● Set problem:
Reproduce all the material exactly, minus any pictures it holds.
---- Given material
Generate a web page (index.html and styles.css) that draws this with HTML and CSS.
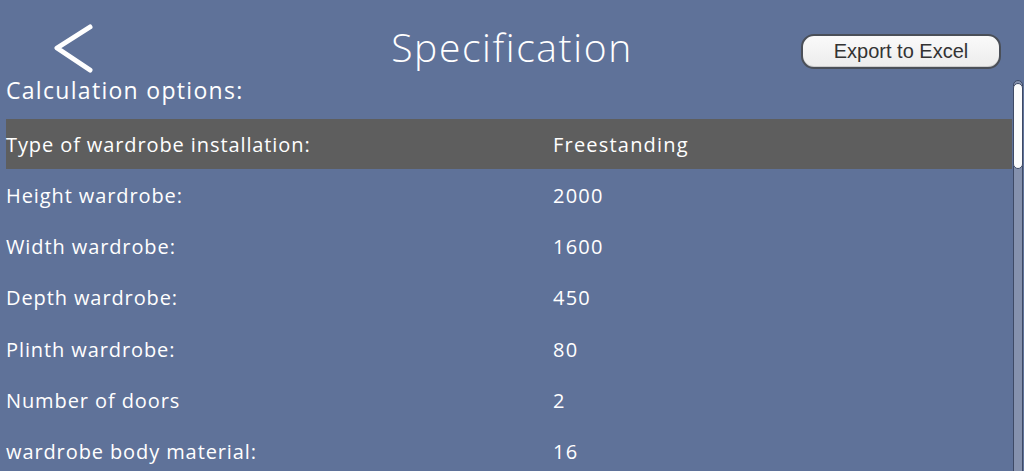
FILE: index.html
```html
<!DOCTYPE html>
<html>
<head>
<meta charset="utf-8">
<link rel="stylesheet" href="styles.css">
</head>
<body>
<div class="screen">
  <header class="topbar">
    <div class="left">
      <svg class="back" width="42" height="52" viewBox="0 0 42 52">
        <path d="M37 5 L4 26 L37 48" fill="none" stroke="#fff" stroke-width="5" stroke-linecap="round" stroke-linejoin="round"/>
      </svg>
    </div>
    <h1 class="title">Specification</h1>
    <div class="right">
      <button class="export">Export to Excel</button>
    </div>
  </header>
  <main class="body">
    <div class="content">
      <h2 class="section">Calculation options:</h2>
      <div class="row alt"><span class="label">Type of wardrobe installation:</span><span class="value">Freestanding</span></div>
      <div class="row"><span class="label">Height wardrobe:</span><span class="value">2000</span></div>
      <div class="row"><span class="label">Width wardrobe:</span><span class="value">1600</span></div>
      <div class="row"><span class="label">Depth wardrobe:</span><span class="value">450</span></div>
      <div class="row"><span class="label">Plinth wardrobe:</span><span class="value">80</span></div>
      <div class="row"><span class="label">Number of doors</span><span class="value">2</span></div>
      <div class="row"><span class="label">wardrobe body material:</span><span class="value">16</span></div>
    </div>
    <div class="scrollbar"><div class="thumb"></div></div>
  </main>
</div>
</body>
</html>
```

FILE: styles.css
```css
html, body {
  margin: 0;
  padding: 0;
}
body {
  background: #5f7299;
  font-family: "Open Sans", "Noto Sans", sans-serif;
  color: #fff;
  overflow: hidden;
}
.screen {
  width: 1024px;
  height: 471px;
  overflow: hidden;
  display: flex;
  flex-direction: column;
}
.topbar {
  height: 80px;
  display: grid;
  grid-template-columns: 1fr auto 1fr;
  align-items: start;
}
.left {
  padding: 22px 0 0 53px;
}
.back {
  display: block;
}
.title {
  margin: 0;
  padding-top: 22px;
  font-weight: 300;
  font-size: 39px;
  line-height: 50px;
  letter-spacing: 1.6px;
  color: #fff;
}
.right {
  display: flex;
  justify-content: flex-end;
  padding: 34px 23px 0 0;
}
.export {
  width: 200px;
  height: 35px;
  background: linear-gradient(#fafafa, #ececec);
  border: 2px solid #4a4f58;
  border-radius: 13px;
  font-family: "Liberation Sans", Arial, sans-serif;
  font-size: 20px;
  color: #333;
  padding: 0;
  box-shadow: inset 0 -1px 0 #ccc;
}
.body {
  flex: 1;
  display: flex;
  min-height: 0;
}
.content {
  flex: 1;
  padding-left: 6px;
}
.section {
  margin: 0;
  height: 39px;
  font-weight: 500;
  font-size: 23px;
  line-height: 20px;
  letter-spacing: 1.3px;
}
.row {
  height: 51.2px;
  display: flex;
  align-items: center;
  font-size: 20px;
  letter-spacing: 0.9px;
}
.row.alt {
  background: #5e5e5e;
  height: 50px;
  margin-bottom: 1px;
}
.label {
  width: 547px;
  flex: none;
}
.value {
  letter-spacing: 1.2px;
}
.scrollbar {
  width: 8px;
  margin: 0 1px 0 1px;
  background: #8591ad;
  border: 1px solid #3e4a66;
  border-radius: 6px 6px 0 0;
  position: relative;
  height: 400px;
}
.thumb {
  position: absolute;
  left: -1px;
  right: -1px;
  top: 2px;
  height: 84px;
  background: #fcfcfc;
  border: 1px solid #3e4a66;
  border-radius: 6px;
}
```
--------
● Result of the exercise:
Generate a web page (index.html and styles.css) that draws this with HTML and CSS.
FILE: index.html
```html
<!DOCTYPE html>
<html>
<head>
<meta charset="utf-8">
<link rel="stylesheet" href="styles.css">
</head>
<body>
<div class="screen">
  <header class="topbar">
    <div class="left">
      <svg class="back" width="42" height="52" viewBox="0 0 42 52">
        <path d="M37 5 L4 26 L37 48" fill="none" stroke="#fff" stroke-width="5" stroke-linecap="round" stroke-linejoin="round"/>
      </svg>
    </div>
    <h1 class="title">Specification</h1>
    <div class="right">
      <button class="export">Export to Excel</button>
    </div>
  </header>
  <main class="body">
    <div class="content">
      <h2 class="section">Calculation options:</h2>
      <div class="row alt"><span class="label">Type of wardrobe installation:</span><span class="value">Freestanding</span></div>
      <div class="row"><span class="label">Height wardrobe:</span><span class="value">2000</span></div>
      <div class="row"><span class="label">Width wardrobe:</span><span class="value">1600</span></div>
      <div class="row"><span class="label">Depth wardrobe:</span><span class="value">450</span></div>
      <div class="row"><span class="label">Plinth wardrobe:</span><span class="value">80</span></div>
      <div class="row"><span class="label">Number of doors</span><span class="value">2</span></div>
      <div class="row"><span class="label">wardrobe body material:</span><span class="value">16</span></div>
    </div>
    <div class="scrollbar"><div class="thumb"></div></div>
  </main>
</div>
</body>
</html>
```

FILE: styles.css
```css
html, body {
  margin: 0;
  padding: 0;
}
body {
  background: #5f7299;
  font-family: "Open Sans", "Noto Sans", sans-serif;
  color: #fff;
  overflow: hidden;
}
.screen {
  width: 1024px;
  height: 471px;
  overflow: hidden;
  display: flex;
  flex-direction: column;
}
.topbar {
  height: 80px;
  display: grid;
  grid-template-columns: 1fr auto 1fr;
  align-items: start;
}
.left {
  padding: 22px 0 0 53px;
}
.back {
  display: block;
}
.title {
  margin: 0;
  padding-top: 22px;
  font-weight: 300;
  font-size: 39px;
  line-height: 50px;
  letter-spacing: 1.6px;
  color: #fff;
}
.right {
  display: flex;
  justify-content: flex-end;
  padding: 34px 23px 0 0;
}
.export {
  width: 200px;
  height: 35px;
  background: linear-gradient(#fafafa, #ececec);
  border: 2px solid #4a4f58;
  border-radius: 13px;
  font-family: "Liberation Sans", Arial, sans-serif;
  font-size: 20px;
  color: #333;
  padding: 0;
  box-shadow: inset 0 -1px 0 #ccc;
}
.body {
  flex: 1;
  display: flex;
  min-height: 0;
}
.content {
  flex: 1;
  padding-left: 6px;
}
.section {
  margin: 0;
  height: 39px;
  font-weight: 500;
  font-size: 23px;
  line-height: 20px;
  letter-spacing: 1.3px;
}
.row {
  height: 51.2px;
  display: flex;
  align-items: center;
  font-size: 20px;
  letter-spacing: 0.9px;
}
.row.alt {
  background: #5e5e5e;
  height: 50px;
  margin-bottom: 1px;
}
.label {
  width: 547px;
  flex: none;
}
.value {
  letter-spacing: 1.2px;
}
.scrollbar {
  width: 8px;
  margin: 0 1px 0 1px;
  background: #8591ad;
  border: 1px solid #3e4a66;
  border-radius: 6px 6px 0 0;
  position: relative;
  height: 400px;
}
.thumb {
  position: absolute;
  left: -1px;
  right: -1px;
  top: 2px;
  height: 84px;
  background: #fcfcfc;
  border: 1px solid #3e4a66;
  border-radius: 6px;
}
```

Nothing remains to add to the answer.